Notwithstanding this, web accessibility evaluation tools remain central to enabling accessibility practitioners in determining if web content meets accessibility guidelines. Some of the anticipated benefits of using automated tools include being less time and labour intensive than manual approaches and producing objective results in criteria that is better suited for automated approaches (e.g. HTML parsing).

Research in the field of web accessibility evaluation tools indicates that practitioners are often required to run multiple evaluation tools to overcome the limitations of and reliance on a single tool [6, 6, 6]. Indeed, Abascal et al. [1] report on how “evaluators are often obliged to apply more than one automated tool and then to compare and aggregate the results in order to obtain better evaluation results” (p. 488). Abascal et al. [1] also report on how aggregating and summarising the results from diverse tools can be difficult. No solution to address this need has been found in the literature survey.

In the work presented here, a software prototype is employed for the automatic ensemble of four web accessibility evaluation tools, so that practitioners can best leverage results from existing tools and address the gap identified above. The results from the tools are aggregated and presented in a report for evaluation. The tool enables practitioners to benefit from a coherent report of the findings of different accessibility conformance testing tools without having to run each separately and then combine the results of the tests. Initial findings from the pilot study indicate that the tool has the potential to provide practitioners with reliable data about unmet accessibility guidelines in an efficient manner.

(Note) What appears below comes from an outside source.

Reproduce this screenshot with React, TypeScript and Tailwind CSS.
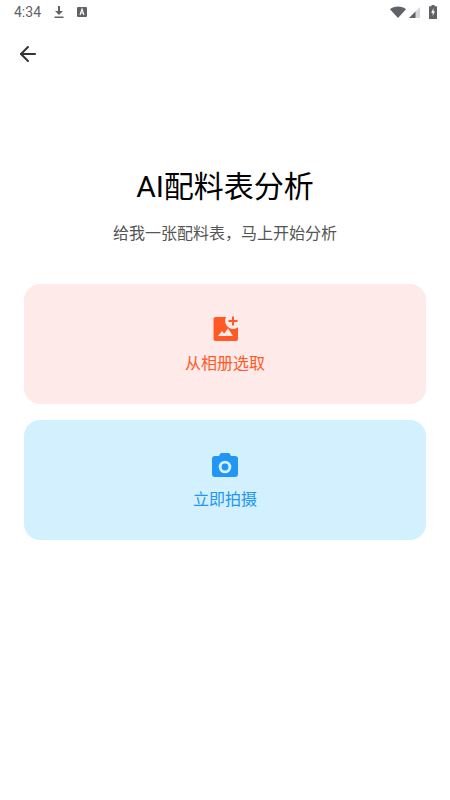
import { ArrowLeft } from 'lucide-react';

function StatusBar() {
  return (
    <div className="h-6 flex items-center justify-between pl-[14px] pr-[13px] text-[#5f6368]">
      <div className="flex items-center">
        <span className="text-[14px] leading-none font-['Roboto',sans-serif]">4:34</span>
        <svg className="w-[14px] h-[14px] ml-[11px]" viewBox="0 0 14 14" fill="currentColor">
          <path d="M6 1h2v5h3L7 10 3 6h3zM2.5 11.5h9v1.4h-9z" />
        </svg>
        <svg className="w-[12px] h-[12px] ml-[10px]" viewBox="0 0 12 12">
          <rect x="1" y="1" width="10" height="10" rx="1" fill="currentColor" />
          <path d="M4 9l2-6 2 6M4.800 7h2.400" stroke="#fff" strokeWidth="1.100" fill="none" />
        </svg>
      </div>
      <div className="flex items-center">
        <svg className="w-[16px] h-[14px]" viewBox="0 0 16 14" fill="currentColor">
          <path d="M0 4.200C2 2.400 4.800 1.400 8 1.400s6 1 8 2.800L8 13z" />
        </svg>
        <svg className="w-[13px] h-[13px] ml-[2px]" viewBox="0 0 13 13">
          <path d="M12 1v11H1z" fill="#d5d7d9" />
          <path d="M7.500 5.500V12H1z" fill="currentColor" />
        </svg>
        <svg className="w-[8px] h-[14px] ml-[8px]" viewBox="0 0 8 14">
          <path d="M2.500 0h3v1.200H8V14H0V1.200h2.500z" fill="currentColor" />
          <path d="M4.600 3 2.200 7.800h1.500V11l2.200-4.800H4.400z" fill="#fff" />
        </svg>
      </div>
    </div>
  );
}

function AddPhotoIcon() {
  return (
    <svg className="w-[28px] h-[28px]" viewBox="0 0 28 28">
      <path
        d="M4.500 2H15.100A8 8 0 0 0 27 12.200V24a2 2 0 0 1-2 2H4.500a2 2 0 0 1-2-2V4a2 2 0 0 1 2-2z"
        fill="#ff5a26"
      />
      <path d="M7 21l4-5 2.200 2.400 3.800-4.900 5 7.500z" fill="#ffeaea" />
      <path d="M21 1.500h2V5h3.500v2H23v3.500h-2V7h-3.500V5H21z" fill="#ff5a26" />
    </svg>
  );
}

function CameraIcon() {
  return (
    <svg className="w-[28px] h-[28px]" viewBox="0 0 28 28">
      <path
        d="M10.500 2h7a1.500 1.500 0 0 1 1.300.8L20 5h4a3 3 0 0 1 3 3v15a3 3 0 0 1-3 3H4a3 3 0 0 1-3-3V8a3 3 0 0 1 3-3h4l1.200-2.200a1.500 1.500 0 0 1 1.300-.8z"
        fill="#2196f3"
      />
      <circle cx="14" cy="16" r="6.300" fill="#d3f0ff" />
      <circle cx="14" cy="16" r="3.400" fill="#2196f3" />
    </svg>
  );
}

export default function App() {
  return (
    <div className="w-[450px] h-[800px] bg-white font-['Roboto','Noto_Sans_CJK_SC',sans-serif] overflow-hidden">
      <StatusBar />
      <div className="pl-[16px] pt-[18px] h-[24px]">
        <ArrowLeft className="w-6 h-6 text-[#333333]" strokeWidth={2} />
      </div>

      <div className="mt-[116px] flex flex-col items-center">
        <h1 className="text-[30px] leading-[46px] text-black font-normal">AI配料表分析</h1>
        <p className="mt-[12px] text-[16px] leading-[24px] text-[#555555]">给我一张配料表，马上开始分析</p>
      </div>

      <div className="mt-[38px] px-[24px] flex flex-col gap-[16px]">
        <button className="h-[120px] rounded-[16px] bg-[#ffeaea] flex flex-col items-center pt-[31px]">
          <AddPhotoIcon />
          <span className="mt-[9px] text-[16px] leading-[24px] text-[#ff5a26]">从相册选取</span>
        </button>
        <button className="h-[120px] rounded-[16px] bg-[#d3f0ff] flex flex-col items-center pt-[31px]">
          <CameraIcon />
          <span className="mt-[9px] text-[16px] leading-[24px] text-[#2196f3]">立即拍摄</span>
        </button>
      </div>
    </div>
  );
}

Findings from the literature survey suggest that the automated approach used in this work for results gathering and reporting is novel and merits future work.

5 Future Work

It is planned that web accessibility evaluation practitioners will be involved in refining the reporting of unmet Success Criteria (SC), so that the tool can be more effective at supporting practitioners’ evaluation work. In particular, we will be looking at how the results from the evaluation should be presented (for example, how to best report that no errors were found for a given Success Criteria) and whether or not some form of dashboard to support evaluators in prioritising areas that require manual and/or user testing would be a desirable feature.

Additionally, we will be looking at how comparing results from different tools may enable practitioners to identify ‘false positives’ and ‘false negatives’ generated by web accessibility evaluation tools [6] more efficiently.